## What to produce
Wherever the string "screenshot" appears, copy the whole line.

Pages as source code:
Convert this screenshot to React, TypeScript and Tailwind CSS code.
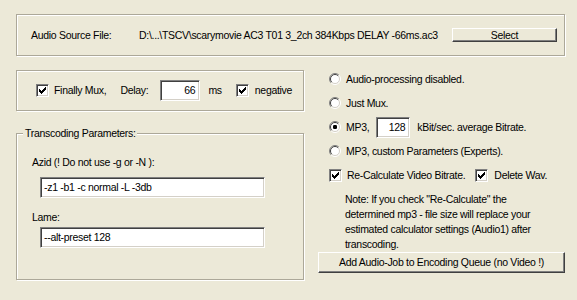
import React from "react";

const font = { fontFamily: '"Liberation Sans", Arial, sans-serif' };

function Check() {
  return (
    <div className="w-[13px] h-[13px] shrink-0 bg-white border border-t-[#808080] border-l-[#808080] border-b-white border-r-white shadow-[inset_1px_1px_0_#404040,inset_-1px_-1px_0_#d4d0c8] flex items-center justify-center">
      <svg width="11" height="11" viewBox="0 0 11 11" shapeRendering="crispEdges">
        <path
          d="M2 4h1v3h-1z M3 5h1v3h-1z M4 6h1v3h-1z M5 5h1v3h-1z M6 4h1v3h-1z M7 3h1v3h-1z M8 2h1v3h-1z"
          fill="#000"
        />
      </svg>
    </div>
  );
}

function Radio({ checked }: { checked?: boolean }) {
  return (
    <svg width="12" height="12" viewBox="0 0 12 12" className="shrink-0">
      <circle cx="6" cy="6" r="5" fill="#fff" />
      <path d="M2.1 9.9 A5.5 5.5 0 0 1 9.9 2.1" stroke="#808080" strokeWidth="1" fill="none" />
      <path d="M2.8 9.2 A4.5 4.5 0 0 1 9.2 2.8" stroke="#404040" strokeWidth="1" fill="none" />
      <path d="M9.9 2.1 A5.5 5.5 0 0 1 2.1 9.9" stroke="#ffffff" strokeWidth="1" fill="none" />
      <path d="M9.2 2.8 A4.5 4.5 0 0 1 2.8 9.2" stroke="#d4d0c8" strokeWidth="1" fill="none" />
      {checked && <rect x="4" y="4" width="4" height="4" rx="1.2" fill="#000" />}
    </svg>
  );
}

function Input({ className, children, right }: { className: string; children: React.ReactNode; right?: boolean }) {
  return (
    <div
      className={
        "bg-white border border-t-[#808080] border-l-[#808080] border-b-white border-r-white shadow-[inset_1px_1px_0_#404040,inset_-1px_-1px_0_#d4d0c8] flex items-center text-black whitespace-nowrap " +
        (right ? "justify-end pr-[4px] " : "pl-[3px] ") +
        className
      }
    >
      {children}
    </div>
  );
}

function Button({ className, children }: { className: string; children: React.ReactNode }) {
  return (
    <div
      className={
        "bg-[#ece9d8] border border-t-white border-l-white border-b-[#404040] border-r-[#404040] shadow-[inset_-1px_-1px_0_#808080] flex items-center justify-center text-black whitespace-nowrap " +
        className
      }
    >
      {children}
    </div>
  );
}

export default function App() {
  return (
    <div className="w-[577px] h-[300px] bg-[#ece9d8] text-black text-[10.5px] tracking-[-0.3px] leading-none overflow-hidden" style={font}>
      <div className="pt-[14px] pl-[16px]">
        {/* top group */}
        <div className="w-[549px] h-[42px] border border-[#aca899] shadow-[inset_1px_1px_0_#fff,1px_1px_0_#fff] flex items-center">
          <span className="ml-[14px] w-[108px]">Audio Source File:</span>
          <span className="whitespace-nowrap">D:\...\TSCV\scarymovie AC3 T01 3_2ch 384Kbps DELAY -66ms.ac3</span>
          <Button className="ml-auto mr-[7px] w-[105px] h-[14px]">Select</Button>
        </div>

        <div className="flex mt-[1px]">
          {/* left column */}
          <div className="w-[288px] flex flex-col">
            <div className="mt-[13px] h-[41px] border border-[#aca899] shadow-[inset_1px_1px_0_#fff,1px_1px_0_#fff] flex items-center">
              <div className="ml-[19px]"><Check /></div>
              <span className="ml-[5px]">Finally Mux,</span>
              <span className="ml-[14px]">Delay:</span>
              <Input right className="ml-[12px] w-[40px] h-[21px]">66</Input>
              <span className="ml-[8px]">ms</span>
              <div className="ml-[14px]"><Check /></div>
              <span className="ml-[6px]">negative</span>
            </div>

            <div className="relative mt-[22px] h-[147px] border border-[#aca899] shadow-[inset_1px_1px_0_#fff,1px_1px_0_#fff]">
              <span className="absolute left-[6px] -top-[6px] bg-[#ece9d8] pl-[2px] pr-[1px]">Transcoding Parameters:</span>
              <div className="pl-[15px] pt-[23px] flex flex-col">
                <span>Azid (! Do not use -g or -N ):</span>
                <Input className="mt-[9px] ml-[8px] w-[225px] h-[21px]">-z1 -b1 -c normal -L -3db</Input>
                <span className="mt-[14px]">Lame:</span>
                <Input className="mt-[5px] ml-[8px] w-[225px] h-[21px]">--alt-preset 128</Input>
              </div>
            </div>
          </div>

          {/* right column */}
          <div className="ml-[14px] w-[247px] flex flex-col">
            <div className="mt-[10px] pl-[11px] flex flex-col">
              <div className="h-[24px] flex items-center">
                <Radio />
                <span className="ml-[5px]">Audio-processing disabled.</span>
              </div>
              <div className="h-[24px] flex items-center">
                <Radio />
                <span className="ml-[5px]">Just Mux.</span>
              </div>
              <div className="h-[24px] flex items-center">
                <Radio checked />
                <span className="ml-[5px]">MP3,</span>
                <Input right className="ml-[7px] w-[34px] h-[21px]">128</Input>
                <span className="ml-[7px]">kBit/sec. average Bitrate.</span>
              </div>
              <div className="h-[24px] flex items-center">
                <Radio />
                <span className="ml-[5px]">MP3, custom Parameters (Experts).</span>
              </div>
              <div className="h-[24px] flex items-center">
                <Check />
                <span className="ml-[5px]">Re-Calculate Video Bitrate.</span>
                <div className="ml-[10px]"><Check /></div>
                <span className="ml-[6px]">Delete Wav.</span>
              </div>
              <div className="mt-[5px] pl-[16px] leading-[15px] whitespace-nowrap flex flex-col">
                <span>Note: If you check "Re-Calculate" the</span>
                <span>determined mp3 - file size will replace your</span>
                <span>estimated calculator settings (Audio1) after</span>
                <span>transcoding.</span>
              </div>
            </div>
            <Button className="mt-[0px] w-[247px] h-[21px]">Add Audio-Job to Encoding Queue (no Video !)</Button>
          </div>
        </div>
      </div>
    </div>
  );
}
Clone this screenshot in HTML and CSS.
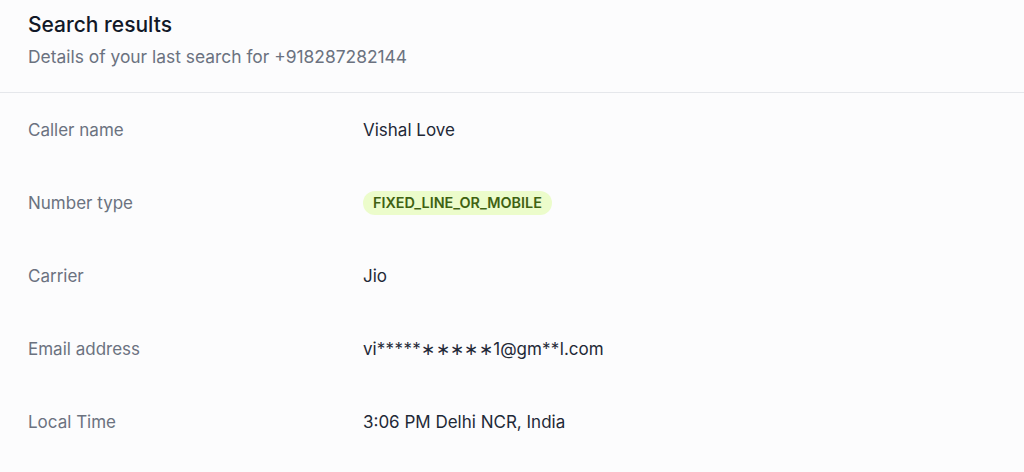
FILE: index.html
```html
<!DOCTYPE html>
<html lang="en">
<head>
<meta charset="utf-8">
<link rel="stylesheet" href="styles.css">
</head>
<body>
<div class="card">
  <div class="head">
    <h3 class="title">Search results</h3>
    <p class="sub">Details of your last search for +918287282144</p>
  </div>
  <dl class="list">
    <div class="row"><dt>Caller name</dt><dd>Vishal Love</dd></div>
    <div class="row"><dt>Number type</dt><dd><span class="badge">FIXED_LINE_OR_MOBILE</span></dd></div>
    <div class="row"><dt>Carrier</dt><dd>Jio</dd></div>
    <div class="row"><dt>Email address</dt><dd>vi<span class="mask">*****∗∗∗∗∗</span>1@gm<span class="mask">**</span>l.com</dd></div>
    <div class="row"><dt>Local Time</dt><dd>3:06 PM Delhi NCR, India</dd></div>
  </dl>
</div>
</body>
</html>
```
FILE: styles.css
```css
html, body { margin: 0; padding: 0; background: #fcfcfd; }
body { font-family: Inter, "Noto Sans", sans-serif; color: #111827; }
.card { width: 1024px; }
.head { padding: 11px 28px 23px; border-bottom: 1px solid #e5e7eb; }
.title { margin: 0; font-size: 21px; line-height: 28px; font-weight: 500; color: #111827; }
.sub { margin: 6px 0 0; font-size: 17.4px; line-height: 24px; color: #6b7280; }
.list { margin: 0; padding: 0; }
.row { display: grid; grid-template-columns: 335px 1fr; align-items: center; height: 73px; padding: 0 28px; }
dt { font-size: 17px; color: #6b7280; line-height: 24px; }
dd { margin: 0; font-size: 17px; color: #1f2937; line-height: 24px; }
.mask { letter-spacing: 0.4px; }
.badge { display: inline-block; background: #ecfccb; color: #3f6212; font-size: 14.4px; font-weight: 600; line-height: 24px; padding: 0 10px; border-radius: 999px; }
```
--
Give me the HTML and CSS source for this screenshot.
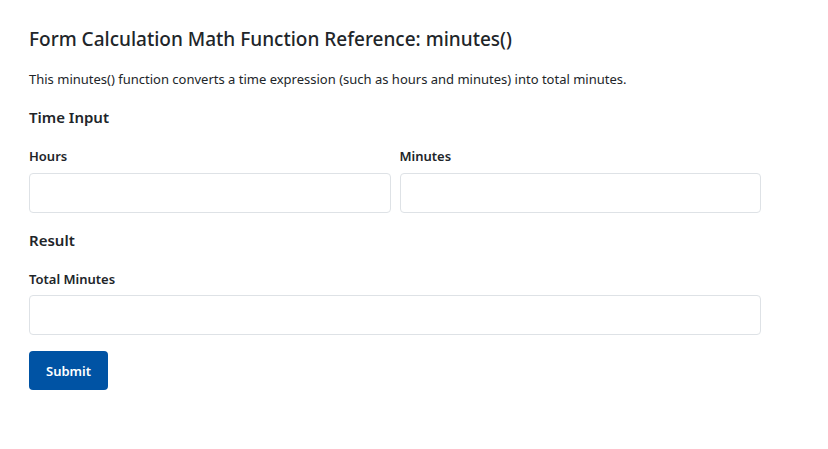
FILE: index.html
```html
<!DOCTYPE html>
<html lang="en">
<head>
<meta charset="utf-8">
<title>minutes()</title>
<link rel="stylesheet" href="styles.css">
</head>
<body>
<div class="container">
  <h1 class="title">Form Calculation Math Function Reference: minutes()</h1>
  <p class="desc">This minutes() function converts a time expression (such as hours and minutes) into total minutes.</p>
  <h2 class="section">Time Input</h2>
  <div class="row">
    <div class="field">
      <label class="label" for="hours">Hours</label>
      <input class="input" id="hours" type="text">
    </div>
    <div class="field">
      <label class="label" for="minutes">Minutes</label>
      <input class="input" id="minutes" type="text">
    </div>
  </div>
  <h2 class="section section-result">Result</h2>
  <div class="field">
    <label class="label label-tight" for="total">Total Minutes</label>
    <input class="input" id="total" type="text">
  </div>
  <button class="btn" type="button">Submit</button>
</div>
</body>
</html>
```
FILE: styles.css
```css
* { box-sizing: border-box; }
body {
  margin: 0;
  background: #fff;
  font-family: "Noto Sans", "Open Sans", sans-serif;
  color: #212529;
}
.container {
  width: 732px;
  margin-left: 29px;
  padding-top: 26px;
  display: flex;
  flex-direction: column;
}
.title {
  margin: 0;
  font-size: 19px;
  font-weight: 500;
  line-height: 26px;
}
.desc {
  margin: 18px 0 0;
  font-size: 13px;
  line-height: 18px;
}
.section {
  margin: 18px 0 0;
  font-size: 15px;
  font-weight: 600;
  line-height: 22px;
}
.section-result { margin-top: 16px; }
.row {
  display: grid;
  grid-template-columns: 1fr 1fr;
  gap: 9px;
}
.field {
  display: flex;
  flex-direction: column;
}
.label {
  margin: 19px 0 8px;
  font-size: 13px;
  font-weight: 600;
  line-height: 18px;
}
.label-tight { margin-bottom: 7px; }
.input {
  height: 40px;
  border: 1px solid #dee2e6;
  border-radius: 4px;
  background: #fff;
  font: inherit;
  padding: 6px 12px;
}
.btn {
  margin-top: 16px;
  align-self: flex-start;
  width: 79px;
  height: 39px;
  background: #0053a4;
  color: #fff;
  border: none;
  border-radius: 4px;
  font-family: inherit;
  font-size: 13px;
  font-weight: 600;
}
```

## Result
Convert this screenshot to React, TypeScript and Tailwind CSS code.
Clone this screenshot in HTML and CSS.
Give me the HTML and CSS source for this screenshot.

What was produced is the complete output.